Интересно, что будет, если у меня успешно родятся девочки, а эта врачиха к тому времени уже отправится в мир иной? Ей, должно быть, за семьдесят, судя по глубоким морщинам вокруг светло-карих глаз и сгорбленной спине. Белый халат болтается на ее костлявой фигуре, а походка больше напоминает шарканье. Она некрасиво стареет. В какой-то момент она умрет, как и все остальные женщины. Будут ли моих девочек изучать так же, как меня сейчас, только врачи-мужчины? Мое тело сжимается от одной этой мысли.
– Лежи смирно, – рявкает доктор Рэнкин, сердито раздувая крупные ноздри.
– Извините, – бормочу я.
– Что скажете? – спрашивает Вивиан. Последние несколько минут она молча стоит в углу. Обычно она не утруждает себя визитами в лабораторию, но сегодня все иначе. Она как будто не удивилась, когда я объявила, что не буду встречаться с третьим претендентом – честно говоря, я впервые видела, как что-то похожее на облегчение промелькнуло на ее каменном лице.
– Еще рано, но я смогу извлечь материал через неделю или около того. А до этого времени нам остается только внимательно следить за ее состоянием. – Доктор Рэнкин щурится сквозь стекла очков в роговой оправе, уткнувшись в экран монитора.
В операции по извлечению материала нет ничего нового. Наверное, в лаборатории есть морозильная камера, где хранятся мои неоплодотворенные яйцеклетки, но на этот раз они проследуют другим маршрутом. Вместо того чтобы отправиться на консервацию, они получат стимул к жизни и процветанию – чтобы помочь мне исполнить мое предназначение.
– Сколько их будет? – Вивиан подходит ближе к экрану.
Я не вижу изображение.
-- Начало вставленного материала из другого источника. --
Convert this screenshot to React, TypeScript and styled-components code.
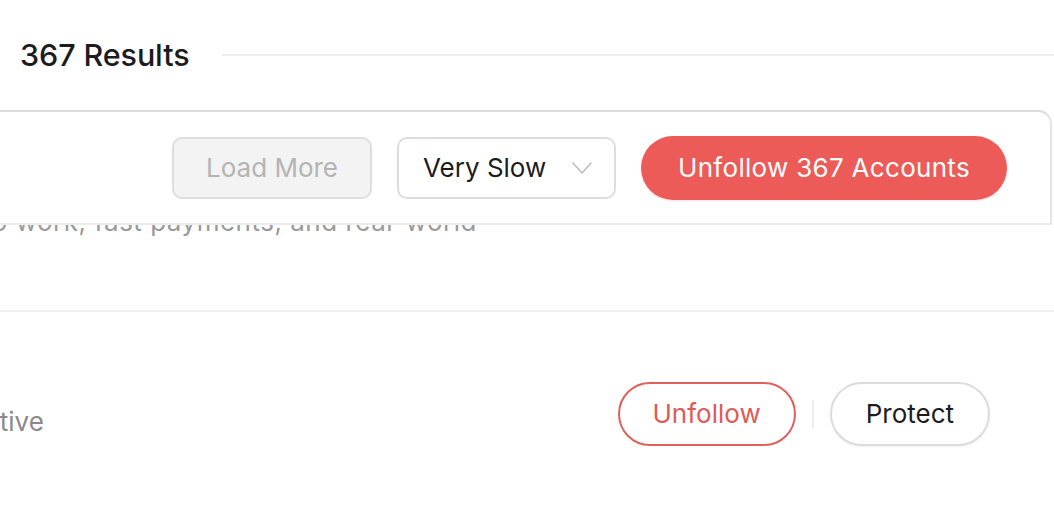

Мне никогда не показывают мои внутренности – хотя я вряд ли разберусь, что к чему, даже если они повернут монитор в мою сторону.
– Я прогнозирую только одну или две в этот цикл. – Доктор Рэнкин дважды постукивает по экрану кончиком указательного пальца. – Впрочем, они хорошего здорового размера. То, что нам нужно.
– Отлично. – Вивиан впивается взглядом в точки на экране.
– В следующем месяце их будет больше, если ничего не получится в этот раз.
– Получится! – заявляет Вивиан, вскидывая голову, что, как мне уже известно, означает ее непреклонную решимость добиться желаемого результата. Она даже не хочет думать про план Б.
– Это все, что я могу сделать. Но, как мы знаем, нельзя исключать переменные факторы, – напоминает ей доктор Рэнкин.
– Тогда сведите их к минимуму.
Две женщины пристально смотрят друг на друга, и кажется, что они вот-вот схлестнутся. Но уже в следующее мгновение доктор Рэнкин кивает несколько раз, уступая начальственной особе.
– Мне понадобится свежий образец от донора, – говорит доктор Рэнкин, снова постукивая по экрану.
– Нет проблем.
– Ежедневно, – властным тоном добавляет она.